Rien de tout cela ne signifie qu’une crise ouverte est déjà là. Mais l’accumulation des signaux – revirement de Blue Owl, tension sur le crédit privé, doutes croissants sur la rentabilité de l’IA, repli des actifs spéculatifs – suggère que la phase d’euphorie aveugle qui, au printemps et pendant l’été, a momentanément gommé le message des événements de marché du mois d’avril, est maintenant terminée (2).
Dans les cycles financiers, il n’y a jamais de fumée sans feu. Le retrait de Blue Owl vis-à-vis d’Oracle ressemble de plus en plus à l’instant précis où la fumée devient visible pour tous. Les premières flammes, elles, pourraient ne plus être très loin.

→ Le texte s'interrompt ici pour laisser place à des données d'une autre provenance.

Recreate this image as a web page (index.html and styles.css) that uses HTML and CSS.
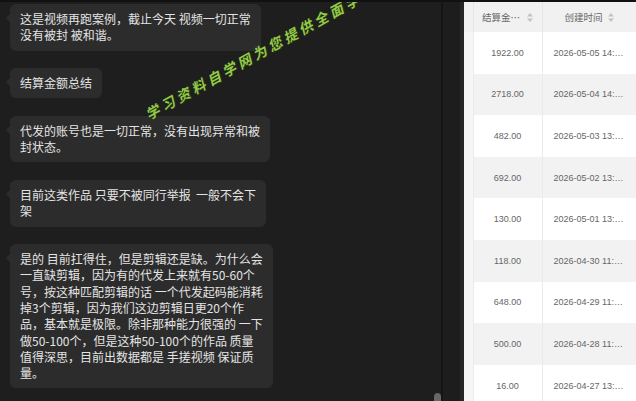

- Oracle occupe aujourd’hui une position clé dans l’écosystème de l’intelligence artificielle non pas en tant que concepteur d’algorithmes, mais comme fournisseur d’infrastructures critiques : cloud, capacités de calcul, hébergement de data centers et services associés. Blue Owl, de son côté, est l’un des principaux acteurs mondiaux du private credit non bancaire. Son rôle ne consiste pas à financer l’innovation technologique en tant que telle, mais à fournir de la dette de long terme (souvent structurée, parfois hors bilan bancaire) à des entreprises ou à des projets nécessitant des montants élevés et une visibilité de financement sur plusieurs années. L’accord entre Blue Owl et Oracle portait sur des montages de financement liés à l’expansion des capacités d’infrastructure d’Oracle, notamment dans le cloud et les services nécessaires au déploiement de l’IA. Sans constituer un partenariat industriel au sens strict, il traduisait une confiance du prêteur dans la capacité d’Oracle à soutenir durablement l’augmentation de son endettement, sur la base de flux futurs supposés croissants. Le revirement de Blue Owl a été annoncé par une dépêche Reuter en date du 17 décembre.
- Cette phase d’illusion euphorique (printemps/été 2025) correspond au moment où les marchés ont constaté que les prévisions quasi apocalyptiques formulées en réaction aux annonces de droits de douane formulées par Donald Trump ne se vérifiaient pas.